Soon after, a gentleman walked over and told me to leave. So I walked back over to the stands, properly chagrined. It was the first time I’ve gotten in not-trouble at a high school in decades. Such a rule breaker am I.

Leaning against the post of the soccer goal felt comfortable. I haven’t done that since I was 20 or so. And, from back there, watching the game come toward me, I understood what was going on much better than the side-view you get from the bleachers. I have been assured by the people I’ve asked — including a chat tonight with my godniece-in-law’s grandfather, who is my godfather-in-law (just go with it) — that there many rules about what you can and can’t do in field hockey. They mysterious and inscrutable rules to us mere fans, but grounded in safety. He was a field hockey coach for 20 years. He’d know the rules, right? He did not tell me all of the rules. I’ve come to conclude they’re meant to be secret.

Most importantly, the home team won both games.


17
Sep 25

Extra photos

Somehow, I do not know how, and I’m not really sure why, I spent the entire day in front of my work computer. So we’ll just fill this space with a few photographs from earlier that I haven’t shared here yet.

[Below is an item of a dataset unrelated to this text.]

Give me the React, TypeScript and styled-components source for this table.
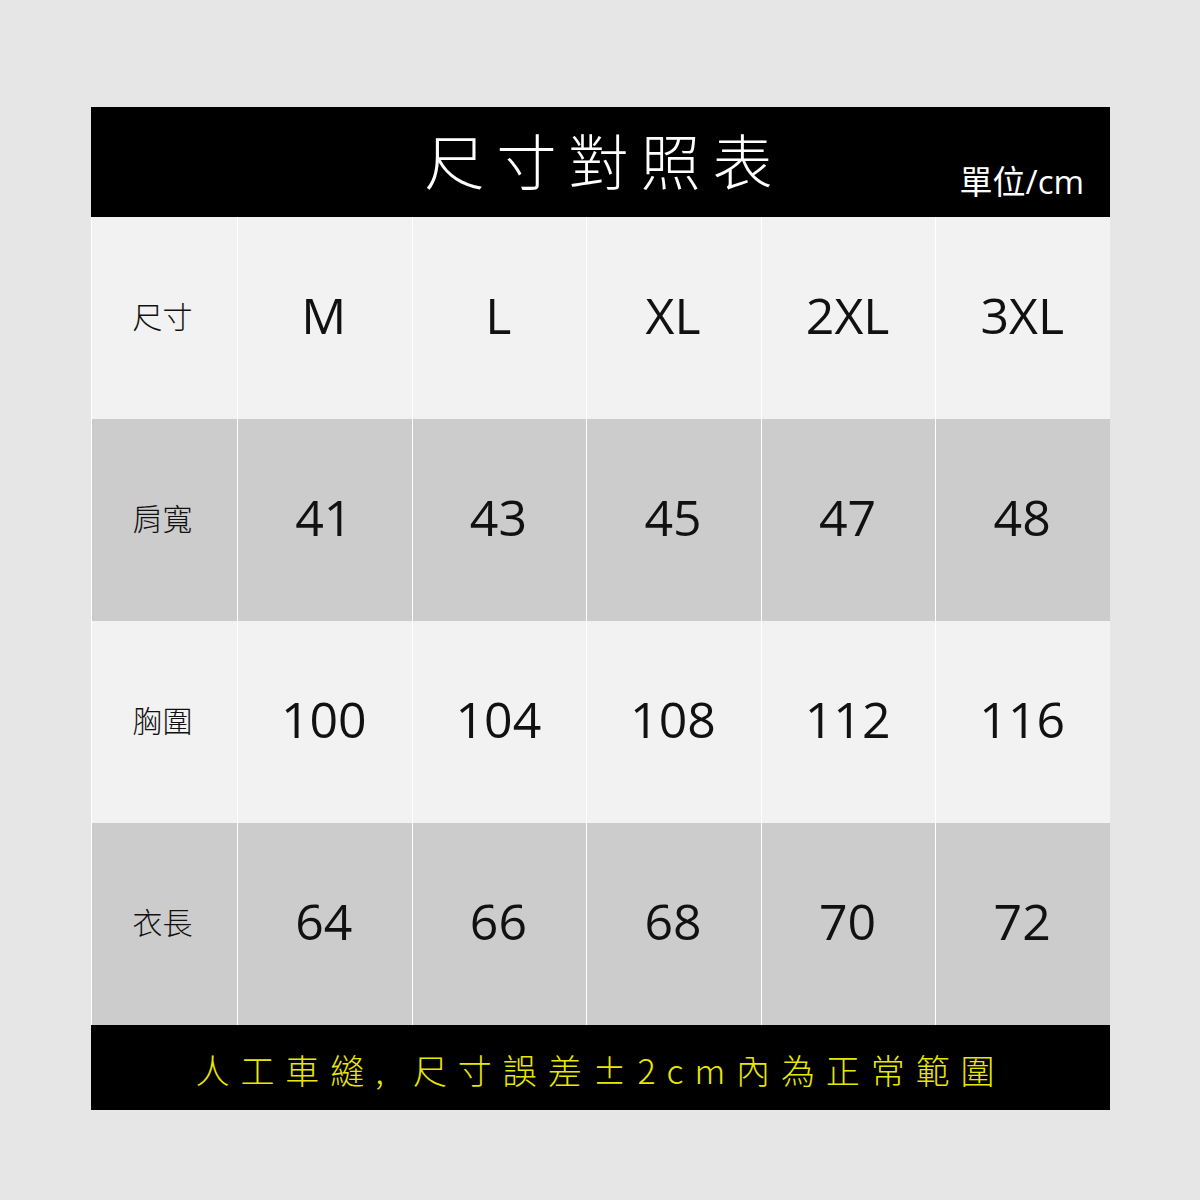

These first two are from last weekend and my bike ride into not quite nowhere. I just happened to be in the middle of it when the light was right, with the light dancing in the trees and the shadows falling on the hay bails.

Nearby, the sheep were sheeping, sheepishly.

That was Saturday afternoon. This was Monday evening. I don’t know this house, or the people who live in it. I don’t know if they had it built, or built it, or just moved into it later.

But whoever put that place up knew something about the compass, directions, and sunsets. This is the view from their front porch every night.

And until they cut down the corn stalks later this fall, they’ve got a pretty sweet deal.

After that, it’s just sun over a dirt and mud field, I guess, but maybe they just turn their best chairs to another view for a few months.

I should probably do that, too, at least for the next little bit. I’ve been in this chair a lot today — but I still don’t know how.